_Given task:_ How many lines of these entries hold the string "this"? Answer with the number alone.

(Extracted data entries)
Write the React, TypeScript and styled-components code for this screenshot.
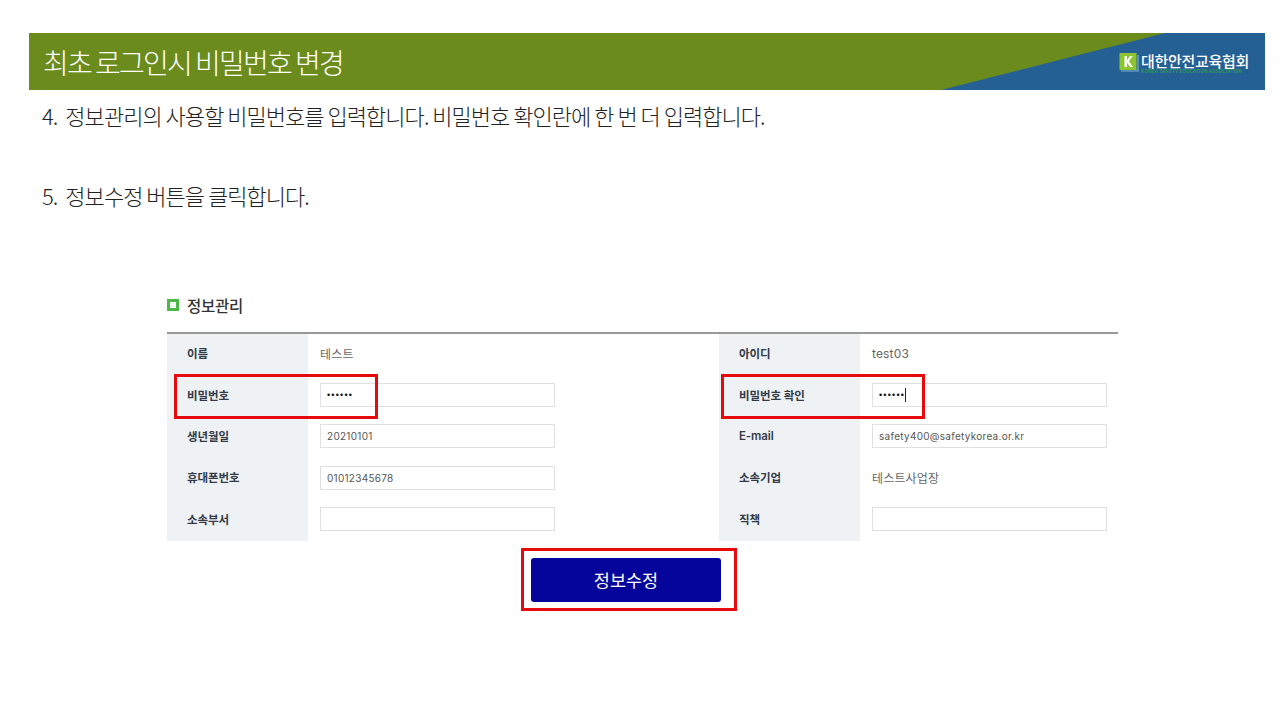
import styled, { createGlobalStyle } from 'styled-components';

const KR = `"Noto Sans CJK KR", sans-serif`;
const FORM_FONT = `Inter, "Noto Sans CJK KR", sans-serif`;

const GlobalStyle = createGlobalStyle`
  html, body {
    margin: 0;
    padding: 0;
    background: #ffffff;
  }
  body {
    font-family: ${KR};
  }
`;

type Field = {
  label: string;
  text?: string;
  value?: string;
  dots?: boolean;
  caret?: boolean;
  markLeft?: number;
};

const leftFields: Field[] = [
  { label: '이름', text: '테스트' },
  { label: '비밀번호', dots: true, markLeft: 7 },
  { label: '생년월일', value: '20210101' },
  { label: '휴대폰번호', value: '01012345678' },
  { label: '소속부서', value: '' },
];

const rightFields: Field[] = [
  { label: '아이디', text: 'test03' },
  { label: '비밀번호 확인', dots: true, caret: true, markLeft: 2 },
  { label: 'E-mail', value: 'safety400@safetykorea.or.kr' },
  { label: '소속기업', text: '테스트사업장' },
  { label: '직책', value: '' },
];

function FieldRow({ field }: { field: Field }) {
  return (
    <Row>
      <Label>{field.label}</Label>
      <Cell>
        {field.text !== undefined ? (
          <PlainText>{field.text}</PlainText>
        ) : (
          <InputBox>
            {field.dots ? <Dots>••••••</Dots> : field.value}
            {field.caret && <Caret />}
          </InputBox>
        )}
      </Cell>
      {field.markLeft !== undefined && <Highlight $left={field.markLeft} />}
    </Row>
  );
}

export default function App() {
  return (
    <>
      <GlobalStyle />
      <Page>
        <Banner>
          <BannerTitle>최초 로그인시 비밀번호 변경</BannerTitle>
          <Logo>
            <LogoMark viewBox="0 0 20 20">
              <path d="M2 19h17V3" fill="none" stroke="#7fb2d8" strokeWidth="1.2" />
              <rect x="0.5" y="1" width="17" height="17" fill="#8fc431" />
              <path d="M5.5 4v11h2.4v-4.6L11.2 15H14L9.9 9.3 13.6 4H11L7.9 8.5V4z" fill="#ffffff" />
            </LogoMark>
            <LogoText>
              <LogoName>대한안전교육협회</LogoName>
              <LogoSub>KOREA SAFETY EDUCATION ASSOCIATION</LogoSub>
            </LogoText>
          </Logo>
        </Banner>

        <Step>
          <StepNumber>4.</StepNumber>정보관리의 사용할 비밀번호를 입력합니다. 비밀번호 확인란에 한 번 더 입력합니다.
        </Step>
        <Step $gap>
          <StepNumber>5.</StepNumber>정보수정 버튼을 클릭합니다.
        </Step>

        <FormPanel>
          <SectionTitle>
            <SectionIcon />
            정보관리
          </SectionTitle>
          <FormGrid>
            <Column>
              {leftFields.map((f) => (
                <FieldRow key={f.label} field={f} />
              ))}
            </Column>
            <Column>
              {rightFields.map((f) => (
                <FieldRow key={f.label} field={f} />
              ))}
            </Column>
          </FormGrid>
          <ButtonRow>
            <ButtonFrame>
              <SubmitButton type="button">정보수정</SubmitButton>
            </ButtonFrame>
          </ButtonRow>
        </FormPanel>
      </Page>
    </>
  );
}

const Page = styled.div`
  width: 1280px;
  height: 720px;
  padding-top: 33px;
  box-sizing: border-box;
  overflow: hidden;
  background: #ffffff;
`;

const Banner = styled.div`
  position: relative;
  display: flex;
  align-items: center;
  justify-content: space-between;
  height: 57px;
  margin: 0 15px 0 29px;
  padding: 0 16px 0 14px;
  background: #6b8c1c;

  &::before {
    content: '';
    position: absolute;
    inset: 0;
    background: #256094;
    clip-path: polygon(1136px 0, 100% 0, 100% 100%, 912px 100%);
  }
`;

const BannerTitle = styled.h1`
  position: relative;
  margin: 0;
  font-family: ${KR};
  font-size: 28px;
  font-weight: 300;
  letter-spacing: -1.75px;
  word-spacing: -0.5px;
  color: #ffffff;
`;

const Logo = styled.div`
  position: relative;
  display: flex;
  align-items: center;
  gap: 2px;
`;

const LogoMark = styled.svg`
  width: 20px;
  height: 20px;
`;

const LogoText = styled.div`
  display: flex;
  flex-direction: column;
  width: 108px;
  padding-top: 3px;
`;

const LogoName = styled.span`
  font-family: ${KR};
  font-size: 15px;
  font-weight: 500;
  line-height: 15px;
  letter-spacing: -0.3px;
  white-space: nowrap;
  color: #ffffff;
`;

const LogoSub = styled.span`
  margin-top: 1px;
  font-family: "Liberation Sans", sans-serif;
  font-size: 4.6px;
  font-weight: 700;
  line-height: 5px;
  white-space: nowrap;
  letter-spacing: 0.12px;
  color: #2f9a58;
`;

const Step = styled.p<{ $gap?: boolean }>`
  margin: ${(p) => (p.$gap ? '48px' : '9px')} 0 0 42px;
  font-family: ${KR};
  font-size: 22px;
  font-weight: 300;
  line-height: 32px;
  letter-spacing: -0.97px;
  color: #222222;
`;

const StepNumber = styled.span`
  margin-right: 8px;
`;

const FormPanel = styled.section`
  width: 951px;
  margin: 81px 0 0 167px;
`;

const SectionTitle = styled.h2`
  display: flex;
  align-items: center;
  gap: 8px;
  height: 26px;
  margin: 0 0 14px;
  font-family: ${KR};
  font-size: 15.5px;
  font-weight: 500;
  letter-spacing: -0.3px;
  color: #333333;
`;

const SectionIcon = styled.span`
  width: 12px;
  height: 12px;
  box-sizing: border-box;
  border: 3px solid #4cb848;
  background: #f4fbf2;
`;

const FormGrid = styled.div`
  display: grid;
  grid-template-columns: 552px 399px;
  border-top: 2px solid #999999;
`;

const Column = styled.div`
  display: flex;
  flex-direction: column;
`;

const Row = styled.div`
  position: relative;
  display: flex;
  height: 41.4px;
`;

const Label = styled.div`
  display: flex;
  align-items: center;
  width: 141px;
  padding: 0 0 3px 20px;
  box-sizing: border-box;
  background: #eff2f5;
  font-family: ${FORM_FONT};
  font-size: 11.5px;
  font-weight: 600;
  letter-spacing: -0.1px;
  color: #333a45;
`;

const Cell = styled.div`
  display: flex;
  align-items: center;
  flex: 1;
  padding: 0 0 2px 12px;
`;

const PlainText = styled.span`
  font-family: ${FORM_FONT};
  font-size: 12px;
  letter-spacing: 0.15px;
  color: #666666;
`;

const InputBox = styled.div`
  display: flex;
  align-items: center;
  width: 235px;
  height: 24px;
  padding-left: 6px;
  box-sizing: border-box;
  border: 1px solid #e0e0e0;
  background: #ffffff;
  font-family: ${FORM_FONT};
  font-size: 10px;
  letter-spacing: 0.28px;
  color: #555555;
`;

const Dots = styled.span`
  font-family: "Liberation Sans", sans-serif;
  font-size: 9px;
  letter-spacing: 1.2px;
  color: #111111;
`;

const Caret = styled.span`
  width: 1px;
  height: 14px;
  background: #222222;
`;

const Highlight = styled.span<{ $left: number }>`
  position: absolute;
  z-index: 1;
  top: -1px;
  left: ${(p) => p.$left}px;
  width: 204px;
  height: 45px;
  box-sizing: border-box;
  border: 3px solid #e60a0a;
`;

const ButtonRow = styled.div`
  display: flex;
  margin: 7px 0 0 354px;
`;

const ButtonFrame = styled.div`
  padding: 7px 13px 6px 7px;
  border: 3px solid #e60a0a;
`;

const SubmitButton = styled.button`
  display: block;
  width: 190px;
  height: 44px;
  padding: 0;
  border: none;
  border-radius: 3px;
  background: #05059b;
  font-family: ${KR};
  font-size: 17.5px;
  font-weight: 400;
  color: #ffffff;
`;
* * *
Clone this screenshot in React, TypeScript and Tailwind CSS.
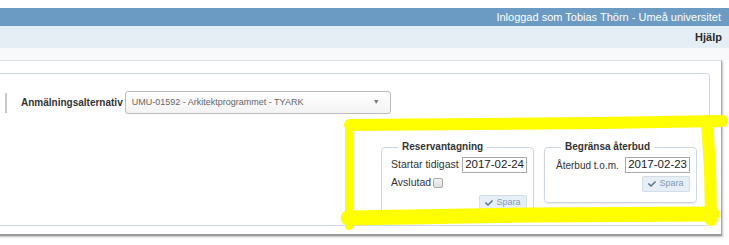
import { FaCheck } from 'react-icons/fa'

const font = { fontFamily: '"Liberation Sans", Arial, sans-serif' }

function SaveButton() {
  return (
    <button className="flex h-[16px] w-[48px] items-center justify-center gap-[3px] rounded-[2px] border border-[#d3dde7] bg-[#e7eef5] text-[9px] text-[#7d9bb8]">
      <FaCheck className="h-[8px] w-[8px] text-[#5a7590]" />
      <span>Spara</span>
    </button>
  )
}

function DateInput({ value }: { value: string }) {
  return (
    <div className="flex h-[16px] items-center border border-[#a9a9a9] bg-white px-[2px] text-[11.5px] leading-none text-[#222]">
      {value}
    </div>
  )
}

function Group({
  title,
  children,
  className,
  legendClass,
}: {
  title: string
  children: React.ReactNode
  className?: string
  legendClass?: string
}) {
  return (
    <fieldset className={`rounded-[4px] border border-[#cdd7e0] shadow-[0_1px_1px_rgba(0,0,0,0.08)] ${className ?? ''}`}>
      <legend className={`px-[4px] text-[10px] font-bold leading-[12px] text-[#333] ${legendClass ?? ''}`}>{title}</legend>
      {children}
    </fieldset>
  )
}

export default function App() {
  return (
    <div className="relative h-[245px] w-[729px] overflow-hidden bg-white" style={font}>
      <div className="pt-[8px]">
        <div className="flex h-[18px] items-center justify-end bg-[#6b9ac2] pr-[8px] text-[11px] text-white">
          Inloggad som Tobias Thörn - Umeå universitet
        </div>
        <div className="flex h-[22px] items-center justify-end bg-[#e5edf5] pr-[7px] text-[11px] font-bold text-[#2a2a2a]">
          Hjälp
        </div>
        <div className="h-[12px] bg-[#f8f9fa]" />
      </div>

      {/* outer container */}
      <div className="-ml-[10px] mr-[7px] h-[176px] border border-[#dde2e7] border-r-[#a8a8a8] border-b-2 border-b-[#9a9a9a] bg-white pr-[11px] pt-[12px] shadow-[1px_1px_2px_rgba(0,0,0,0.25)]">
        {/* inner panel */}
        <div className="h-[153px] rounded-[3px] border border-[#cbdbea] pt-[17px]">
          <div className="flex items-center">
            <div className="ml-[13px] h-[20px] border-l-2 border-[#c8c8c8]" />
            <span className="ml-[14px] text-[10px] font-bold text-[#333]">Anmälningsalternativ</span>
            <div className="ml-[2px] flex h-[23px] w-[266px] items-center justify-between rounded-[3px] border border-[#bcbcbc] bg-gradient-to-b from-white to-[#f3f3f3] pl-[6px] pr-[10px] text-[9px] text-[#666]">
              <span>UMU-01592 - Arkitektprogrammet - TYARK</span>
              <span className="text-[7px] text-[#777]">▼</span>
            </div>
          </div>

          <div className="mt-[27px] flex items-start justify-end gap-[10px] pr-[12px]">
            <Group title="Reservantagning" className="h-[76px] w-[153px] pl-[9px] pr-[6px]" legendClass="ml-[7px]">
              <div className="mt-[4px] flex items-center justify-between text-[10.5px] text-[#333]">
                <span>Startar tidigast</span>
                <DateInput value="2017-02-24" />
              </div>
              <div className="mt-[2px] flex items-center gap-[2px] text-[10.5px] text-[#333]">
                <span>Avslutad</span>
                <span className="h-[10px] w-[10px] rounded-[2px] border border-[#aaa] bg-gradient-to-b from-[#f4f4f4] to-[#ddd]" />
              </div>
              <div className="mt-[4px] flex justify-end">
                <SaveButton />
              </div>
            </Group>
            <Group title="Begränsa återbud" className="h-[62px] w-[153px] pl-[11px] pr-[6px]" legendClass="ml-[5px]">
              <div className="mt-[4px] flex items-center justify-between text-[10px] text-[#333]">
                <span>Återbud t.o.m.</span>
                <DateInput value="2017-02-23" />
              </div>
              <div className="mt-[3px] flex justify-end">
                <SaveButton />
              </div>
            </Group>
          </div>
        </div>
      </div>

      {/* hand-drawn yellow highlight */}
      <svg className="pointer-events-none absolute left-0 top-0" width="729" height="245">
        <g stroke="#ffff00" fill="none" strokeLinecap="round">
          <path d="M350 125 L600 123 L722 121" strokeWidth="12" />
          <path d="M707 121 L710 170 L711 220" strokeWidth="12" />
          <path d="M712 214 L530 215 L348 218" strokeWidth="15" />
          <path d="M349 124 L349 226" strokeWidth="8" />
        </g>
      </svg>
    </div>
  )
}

_Worked solution:_ 2